## WORK TO DO
Working from the entries that follow, transcribe exactly and only the lines from the one with "What React, TypeScript" through the last, pictures excluded.

--------------------------------------------------

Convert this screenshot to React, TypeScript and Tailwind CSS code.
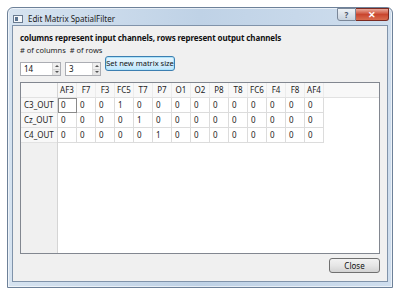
import React from 'react';

const cols = ['AF3', 'F7', 'F3', 'FC5', 'T7', 'P7', 'O1', 'O2', 'P8', 'T8', 'FC6', 'F4', 'F8', 'AF4'];
const rows = [
  { name: 'C3_OUT', one: 3 },
  { name: 'Cz_OUT', one: 4 },
  { name: 'C4_OUT', one: 5 },
];

const SpinBox = ({ value, width }: { value: string; width: string }) => (
  <div className={`flex h-[14px] ${width} border border-[#abadb3] bg-white`}>
    <span className="flex-1 pl-[3px] text-[8px] leading-[12px] text-[#111]">{value}</span>
    <div className="flex w-[8px] flex-col border-l border-[#d5d5d5]">
      <div className="flex flex-1 items-center justify-center bg-[#eeeeee] border-b border-[#d5d5d5]">
        <div className="h-0 w-0 border-x-[2px] border-b-[2px] border-x-transparent border-b-[#555]" />
      </div>
      <div className="flex flex-1 items-center justify-center bg-[#e6e6e6]">
        <div className="h-0 w-0 border-x-[2px] border-t-[2px] border-x-transparent border-t-[#555]" />
      </div>
    </div>
  </div>
);

const App = () => {
  return (
    <div
      className="h-[295px] w-[399px] overflow-hidden bg-white pl-[7px] pt-[7px]"
      style={{ fontFamily: '"Noto Sans", "Open Sans", sans-serif' }}
    >
      <div className="flex h-[281px] w-[386px] flex-col rounded-t-[6px] border border-[#6d8199] bg-gradient-to-r from-[#d6e3f0] via-[#bfd2e6] to-[#cfdeee] shadow-[inset_0_0_0_1px_rgba(255,255,255,0.6)]">
        {/* title bar */}
        <div className="flex h-[22px] items-start justify-between pl-[5px]">
          <div className="flex items-center gap-[5px] pt-[5px]">
            <div className="flex h-[8px] w-[10px] items-center border border-[#6a7b90] bg-[#f4f7fa]">
              <div className="ml-[1px] h-[4px] w-[3px] bg-[#5a7390]" />
            </div>
            <span className="text-[8px] leading-[12px] text-[#1c1c1c]">Edit Matrix SpatialFilter</span>
          </div>
          <div className="flex pr-[3px]">
            <div className="flex h-[13px] w-[19px] items-center justify-center rounded-bl-[3px] border border-[#7a8799] bg-gradient-to-b from-[#eef2f6] to-[#c7d2de] text-[8px] font-bold leading-none text-[#4a5668]">
              ?
            </div>
            <div className="flex h-[13px] w-[33px] items-center justify-center rounded-br-[3px] border border-l-0 border-[#7a2a22] bg-gradient-to-b from-[#e9a99b] via-[#c9462f] to-[#d96c4f] text-[9px] font-bold leading-none text-white">
              ✕
            </div>
          </div>
        </div>

        {/* client area */}
        <div className="mx-[4px] mb-[5px] flex flex-1 flex-col border border-[#8093aa] bg-[#f0f0f0] px-[7px] pt-[6px] pb-[8px]">
          <div className="whitespace-nowrap text-[8px] font-bold leading-[12px] tracking-[-0.1px] text-[#111]">
            columns represent input channels, rows represent output channels
          </div>
          <div className="mt-[1px] whitespace-nowrap text-[7.5px] leading-[11px] text-[#222]">
            # of columns &nbsp;# of rows
          </div>
          <div className="flex items-start gap-[4px]">
            <div className="mt-[6px]">
              <SpinBox value="14" width="w-[41px]" />
            </div>
            <div className="mt-[6px]">
              <SpinBox value="3" width="w-[36px]" />
            </div>
            <div className="flex h-[15px] w-[70px] items-center justify-center whitespace-nowrap rounded-[3px] border border-[#3c7fb1] bg-gradient-to-b from-[#eaf6fd] to-[#bee6fd] text-[7.5px] leading-none text-[#111] shadow-[inset_0_0_0_1px_#aee3f9]">
              Set new matrix size
            </div>
          </div>

          {/* table */}
          <div className="mt-[6px] flex h-[172px] border border-[#828790] bg-white text-[8px] text-[#222]">
            <div className="flex w-[37px] flex-col border-r border-[#d5d5d5] bg-[#f0f0f0]">
              <div className="h-[15px] border-b border-[#e2e2e2] bg-[#f8f8f8]" />
              {rows.map((r) => (
                <div key={r.name} className="flex h-[15px] items-center border-b border-[#e2e2e2] bg-[#f8f8f8] pl-[3px]">
                  {r.name}
                </div>
              ))}
            </div>
            <div className="flex flex-1 flex-col">
              <div className="flex h-[15px] border-b border-[#e2e2e2] bg-[#f8f8f8]">
                {cols.map((c) => (
                  <div key={c} className="flex w-[19px] items-center justify-center border-r border-[#ececec]">
                    {c}
                  </div>
                ))}
              </div>
              {rows.map((r, ri) => (
                <div key={r.name} className="flex h-[15px]">
                  {cols.map((c, ci) => (
                    <div
                      key={c}
                      className={`flex w-[19px] items-center border-r border-b border-[#dcdcdc] pl-[3px] ${
                        ri === 0 && ci === 0 ? 'outline outline-1 -outline-offset-1 outline-[#8a8a8a]' : ''
                      }`}
                    >
                      {ci === r.one ? '1' : '0'}
                    </div>
                  ))}
                </div>
              ))}
            </div>
          </div>

          <div className="mt-[4px] flex justify-end">
            <div className="flex h-[15px] w-[51px] items-center justify-center rounded-[3px] border border-[#707070] bg-gradient-to-b from-[#f2f2f2] via-[#e6e6e6] to-[#d3d3d3] text-[8px] leading-none text-[#111]">
              Close
            </div>
          </div>
        </div>
      </div>
    </div>
  );
};

export default App;
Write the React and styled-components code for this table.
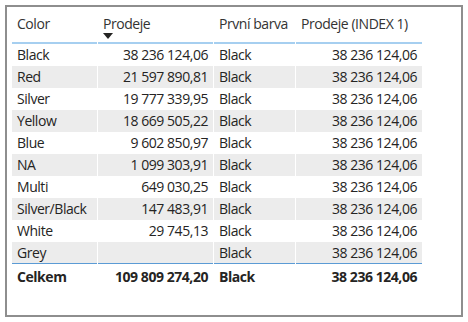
import React from 'react';
import styled, { createGlobalStyle } from 'styled-components';

const GlobalStyle = createGlobalStyle`
    body {
        margin: 0;
        background: #ffffff;
        font-family: "Open Sans", "Noto Sans", sans-serif;
    }
`

const Frame = styled.div`
    box-sizing: border-box;
    margin: 5px;
    width: 458px;
    height: 312px;
    border: 2px solid #8e8e8e;
    padding: 0 0 0 5px;
    background: #ffffff;
`

const Grid = styled.div`
    display: grid;
    grid-template-columns: 85px 115px 81px 126px;
    column-gap: 1px;
    width: 410px;
    font-size: 14px;
    letter-spacing: -0.45px;
    color: #252423;
`

const HeadCell = styled.div`
    box-sizing: border-box;
    height: 37px;
    padding: 7px 5px 0;
    border-bottom: 2px solid #a6cff0;
    text-align: ${props => props.$right ? "right" : "left"};
    color: #333333;
    white-space: nowrap;
`

const HeadLabel = styled.div`
    line-height: 20px;
`

const SortArrow = styled.svg`
    display: block;
    margin-top: -1px;
`

const Cell = styled.div`
    box-sizing: border-box;
    height: 22px;
    line-height: 22px;
    padding: 0 5px;
    background: ${props => props.$striped ? "#ececec" : "#ffffff"};
    text-align: ${props => props.$right ? "right" : "left"};
    border-bottom: ${props => props.$last ? "1px solid #5b9bd5" : "none"};
    white-space: nowrap;
`

const TotalCell = styled.div`
    box-sizing: border-box;
    height: 26px;
    line-height: 26px;
    padding: 0 5px;
    font-weight: 700;
    text-align: ${props => props.$right ? "right" : "left"};
    white-space: nowrap;
`

const rows = [
    {color: "Black", sales: "38 236 124,06"},
    {color: "Red", sales: "21 597 890,81"},
    {color: "Silver", sales: "19 777 339,95"},
    {color: "Yellow", sales: "18 669 505,22"},
    {color: "Blue", sales: "9 602 850,97"},
    {color: "NA", sales: "1 099 303,91"},
    {color: "Multi", sales: "649 030,25"},
    {color: "Silver/Black", sales: "147 483,91"},
    {color: "White", sales: "29 745,13"},
    {color: "Grey", sales: ""},
]

function App() {
    return (
        <>
            <GlobalStyle/>
            <Frame>
                <Grid>
                    <HeadCell><HeadLabel>Color</HeadLabel></HeadCell>
                    <HeadCell>
                        <HeadLabel>Prodeje</HeadLabel>
                        <SortArrow width="10" height="6" viewBox="0 0 10 6">
                            <path d="M0 0 H10 L5 6 Z" fill="#252423"/>
                        </SortArrow>
                    </HeadCell>
                    <HeadCell><HeadLabel>První barva</HeadLabel></HeadCell>
                    <HeadCell><HeadLabel>Prodeje (INDEX 1)</HeadLabel></HeadCell>

                    {rows.map((row, index) => {
                        const striped = index % 2 === 1;
                        const last = index === rows.length - 1;
                        return (
                            <React.Fragment key={row.color}>
                                <Cell $striped={striped} $last={last}>{row.color}</Cell>
                                <Cell $striped={striped} $last={last} $right>{row.sales}</Cell>
                                <Cell $striped={striped} $last={last}>Black</Cell>
                                <Cell $striped={striped} $last={last} $right>38 236 124,06</Cell>
                            </React.Fragment>
                        )
                    })}

                    <TotalCell>Celkem</TotalCell>
                    <TotalCell $right>109 809 274,20</TotalCell>
                    <TotalCell>Black</TotalCell>
                    <TotalCell $right>38 236 124,06</TotalCell>
                </Grid>
            </Frame>
        </>
    );
}

export default App;
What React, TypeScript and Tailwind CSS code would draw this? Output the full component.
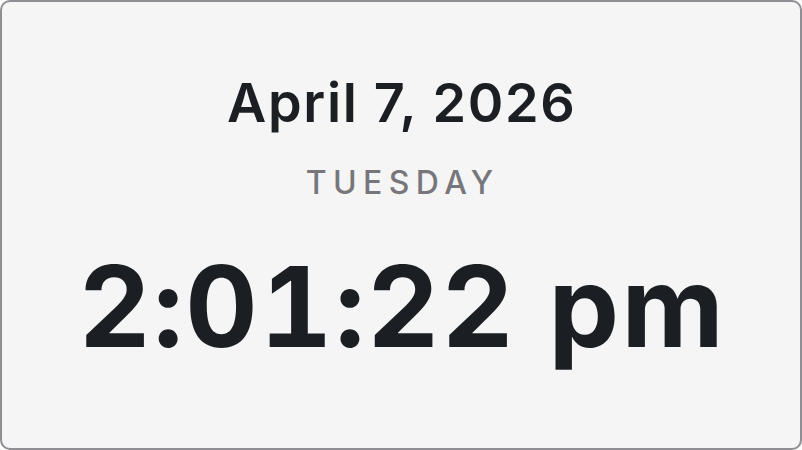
export default function App() {
  return (
    <div className="w-[802px] h-[450px] bg-white">
      <div className="w-full h-full box-border border-2 border-[#8e8e93] rounded-[10px] bg-[#f5f5f5] flex flex-col items-center pt-[74px] font-['Inter','Noto_Sans',sans-serif]">
        <div className="text-[54px] leading-[54px] font-semibold text-[#1b1e23] tracking-[0.03em] pl-[0.03em]">
          April 7, 2026
        </div>
        <div className="mt-[37px] text-[32px] leading-[32px] font-medium text-[#77777b] tracking-[0.2em] pl-[0.1em]">
          TUESDAY
        </div>
        <div className="mt-[51px] text-[112px] leading-[112px] font-bold text-[#1b1e23] tabular-nums tracking-[0.02em] pl-[0.02em]">
          2:01:22 pm
        </div>
      </div>
    </div>
  );
}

--------------------------------------------------

## ANSWER TO THE TASK
What React, TypeScript and Tailwind CSS code would draw this? Output the full component.
export default function App() {
  return (
    <div className="w-[802px] h-[450px] bg-white">
      <div className="w-full h-full box-border border-2 border-[#8e8e93] rounded-[10px] bg-[#f5f5f5] flex flex-col items-center pt-[74px] font-['Inter','Noto_Sans',sans-serif]">
        <div className="text-[54px] leading-[54px] font-semibold text-[#1b1e23] tracking-[0.03em] pl-[0.03em]">
          April 7, 2026
        </div>
        <div className="mt-[37px] text-[32px] leading-[32px] font-medium text-[#77777b] tracking-[0.2em] pl-[0.1em]">
          TUESDAY
        </div>
        <div className="mt-[51px] text-[112px] leading-[112px] font-bold text-[#1b1e23] tabular-nums tracking-[0.02em] pl-[0.02em]">
          2:01:22 pm
        </div>
      </div>
    </div>
  );
}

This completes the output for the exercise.